To be a scientist, I was trained to think in a specific way. Namely to make a hypothesis, gather data, analyze the data for a conclusion, and then to confirm or correct your hypothesis, and repeat.
Being a human, I make mistakes and encounter situations where prevailing beliefs (mine, a team, an industry) could be discovered to be flawed. When a round of testing shows a hypothesis is in error or produces results we don’t understand we pause. We have to go back and find out which assumptions were bad, figure out what outside influences were more important that what the experiment controlled. Sometimes stuff we believe very strongly just isn’t true. We must resist the urge to erase and forget. Very quickly we learn that the most important step is REPEAT. The way to truth in science is replication of results by multiple people on multiple occasions. When we can repeat at will we understand.

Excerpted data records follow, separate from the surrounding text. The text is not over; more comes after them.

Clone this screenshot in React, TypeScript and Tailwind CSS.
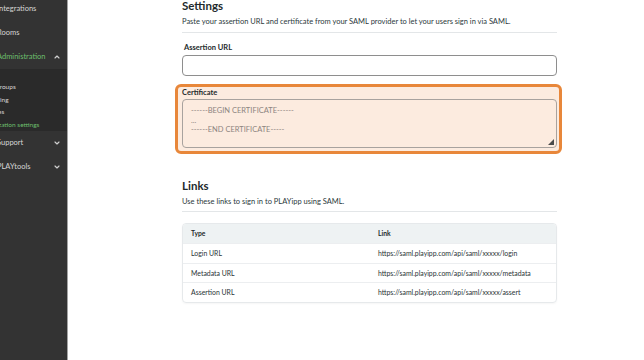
import { ChevronDown, ChevronUp } from "lucide-react";

const font = { fontFamily: "Lato, 'Open Sans', sans-serif" };

function NavRow({
  label,
  active,
  open,
}: {
  label: string;
  active?: boolean;
  open?: boolean;
}) {
  return (
    <div className="flex items-center justify-between h-[24px] pr-[6px]">
      <span
        className={`-ml-[3px] text-[7.5px] whitespace-nowrap ${active ? "text-[#6cbf6c]" : "text-[#d6d6d6]"}`}
      >
        {label}
      </span>
      {open === undefined ? null : open ? (
        <ChevronUp size={8} strokeWidth={3.5} className="text-[#d0d0d0]" />
      ) : (
        <ChevronDown size={8} strokeWidth={3.5} className="text-[#d0d0d0]" />
      )}
    </div>
  );
}

function SubRow({ label, offset, active }: { label: string; offset: string; active?: boolean }) {
  return (
    <div className="h-[12.5px] flex items-center overflow-hidden">
      <span
        className={`${offset} text-[6.5px] whitespace-nowrap ${active ? "text-[#6cbf6c]" : "text-[#d6d6d6]"}`}
      >
        {label}
      </span>
    </div>
  );
}

const links = [
  ["Login URL", "https://saml.playipp.com/api/saml/xxxxx/login"],
  ["Metadata URL", "https://saml.playipp.com/api/saml/xxxxx/metadata"],
  ["Assertion URL", "https://saml.playipp.com/api/saml/xxxxx/assert"],
];

export default function App() {
  return (
    <div className="flex w-[644px] h-[360px] overflow-hidden bg-white" style={font}>
      <aside className="w-[68px] shrink-0 bg-[#333333] border-r border-[#a3a3a3] overflow-hidden">
        <div className="-mt-[3px]">
          <NavRow label="Integrations" />
          <NavRow label="Rooms" />
          <NavRow label="Administration" active open />
          <div className="bg-[#2a2a2a] pt-[12px]">
            <SubRow label="Groups" offset="-ml-[5px]" />
            <SubRow label="Branding" offset="-ml-[17px]" />
            <SubRow label="Roles" offset="-ml-[11px]" />
            <SubRow label="Organization settings" offset="-ml-[21px]" active />
          </div>
          <NavRow label="Support" open={false} />
          <NavRow label="PLAYtools" open={false} />
        </div>
      </aside>

      <main className="flex-1 pl-[114px]">
        <div className="w-[375px] text-[#1e2a2c]">
          <h2 className="-mt-[1px] h-[14px] leading-[14px] text-[11.5px] font-bold">Settings</h2>
          <p className="mt-[3px] h-[12px] leading-[12px] text-[7.5px] text-[#2c3a3c]">
            Paste your assertion URL and certificate from your SAML provider to let your users sign in via SAML.
          </p>
          <div className="mt-[4px] border-t border-[#e3e6e8]" />

          <label className="block mt-[10px] h-[10px] leading-[10px] text-[7.5px] font-bold pl-[2px]">
            Assertion URL
          </label>
          <input className="block mt-[2px] w-full h-[21px] rounded-[4px] border border-[#8e8e8e] bg-white" />

          <div className="mt-[8px] -ml-[7px] -mr-[5px] h-[70px] rounded-[6px] border-[3px] border-[#e8873a] bg-[#fcebdf] pl-[4px] pr-[2px] pt-[1px]">
            <label className="block h-[10px] leading-[10px] text-[7.5px] font-bold">Certificate</label>
            <div className="relative mt-[1px]">
              <textarea
                className="block w-full h-[49px] rounded-[4px] border border-[#a8a29e] bg-transparent pl-[8px] pt-[6px] text-[7.5px] leading-[9.5px] placeholder:text-[#8c8480] resize-none"
                placeholder={"------BEGIN CERTIFICATE------\n...\n------END CERTIFICATE-----"}
              />
              <svg width="6" height="6" viewBox="0 0 6 6" className="absolute right-[3px] bottom-[3px]">
                <path d="M6 0 L6 6 L0 6 Z" fill="#4a4a4a" />
              </svg>
            </div>
          </div>

          <h2 className="mt-[25px] h-[14px] leading-[14px] text-[11.5px] font-bold">Links</h2>
          <p className="mt-[3px] h-[12px] leading-[12px] text-[7.5px] text-[#2c3a3c]">
            Use these links to sign in to PLAYipp using SAML.
          </p>
          <div className="mt-[3px] border-t border-[#e3e6e8]" />

          <div className="mt-[11px] rounded-[4px] border border-[#e6e9eb] overflow-hidden shadow-[0_1px_2px_rgba(0,0,0,0.04)]">
            <div className="flex items-center h-[19px] bg-[#eef2f3] text-[6.75px] font-bold">
              <div className="w-[195px] pl-[8px]">Type</div>
              <div>Link</div>
            </div>
            {links.map(([type, link]) => (
              <div
                key={type}
                className="flex items-center h-[19.5px] border-t border-[#eceef0] text-[6.9px] text-[#2a3436]"
              >
                <div className="w-[195px] pl-[8px]">{type}</div>
                <div>{link}</div>
              </div>
            ))}
          </div>
        </div>
      </main>
    </div>
  );
}
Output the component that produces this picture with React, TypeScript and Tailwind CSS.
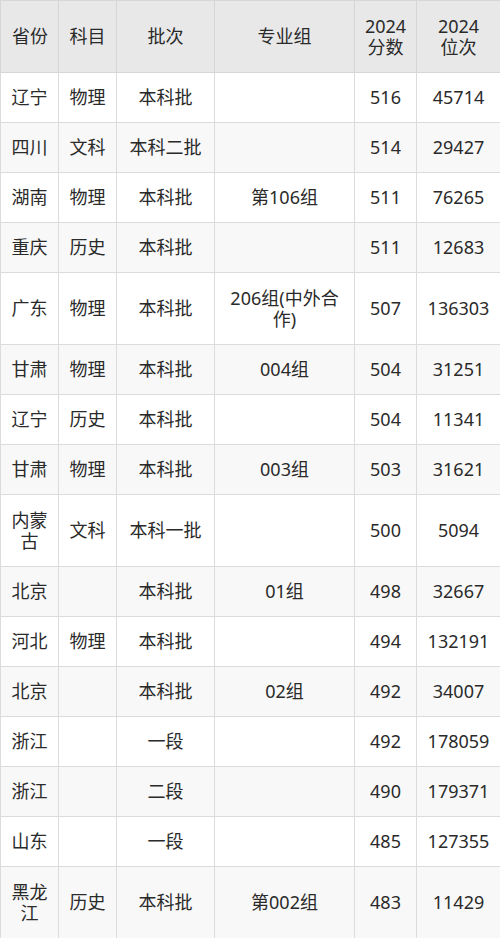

This is not just grade school science. As a working engineer this is mantra. If a trouble occurs in a system we don’t claim to understand it until we can repeat the problem at will — preferably in lab where the consequence of repetition is not harmful.
We do not seriously work on prevention of issues until we understand. If we do not have time to understand because the impact is bad we work around the problem — meaning we make the harmful activity unable to show itself or reduce its consequences until we understand.
Miracles were not often repeated at will, not even for Jesus. He would walk into an environment with multiple sick people and heal one. The exception is the case of the ten lepers, and even then nine forget to return to give thanks, making one wonder about their faith. Faith doesn’t always cause a cure. Lack of faith doesn’t always prevent a cure.
God becoming human in Jesus is a one time historical event. Repetition is not expected until the end of the story. Why did God do it this way? I don’t know. But the result is that any mind with normal doubt that is trained in science has that doubt amplified.
Sometimes religious people assume atheists are angry. It is not necessarily so, though sin including actions taken in anger can separate us from God and further amplify atheist tendencies.
How did I, with science training, recover faith. It was a gift from God for sure, but what specifically?
Unfortunately, in this world, evil repeats. However it is not rational and not fully predictable. God is an antidote to evil. So, why not God? In fact, my observation is that the only remedy uncontrollable evil is faith which brings hope, obedience to the God found in scripture, and in prayer, in Jesus name. Answers to prayer are personal, and do not readily convey to from one person to another. In that sense each person’s heart must attempt prayer and connection to experience God on their own.
In my life, keeping a door open to God by staying with church helped me to see the patterns of obedience and answered prayer vs. disobedience and doubt. Waves of faith and doubt over time eroded to a faith that could persist through doubt.
There is something else that seems to repeat, but points to a singular historical event. Life itself. Leading to the question of where it begins…the age old chicken and egg conundrum. We don’t create life in a lab. We just perpetuate it and it changes its form. Something outside the system seems to have breathed that first breath of life, another potentially singular event. That is who God is.
Even if we recreate life tomorrow in a lab, I am still going to be believe in the God that revealed himself in Scripture. I’ve concluded that my mind is much too small to completely figure God out, and to give him the benefit of the doubt. I expect there will be evil until we can see God face to face. That isn’t in the story till after death is or over and done with, vanquished.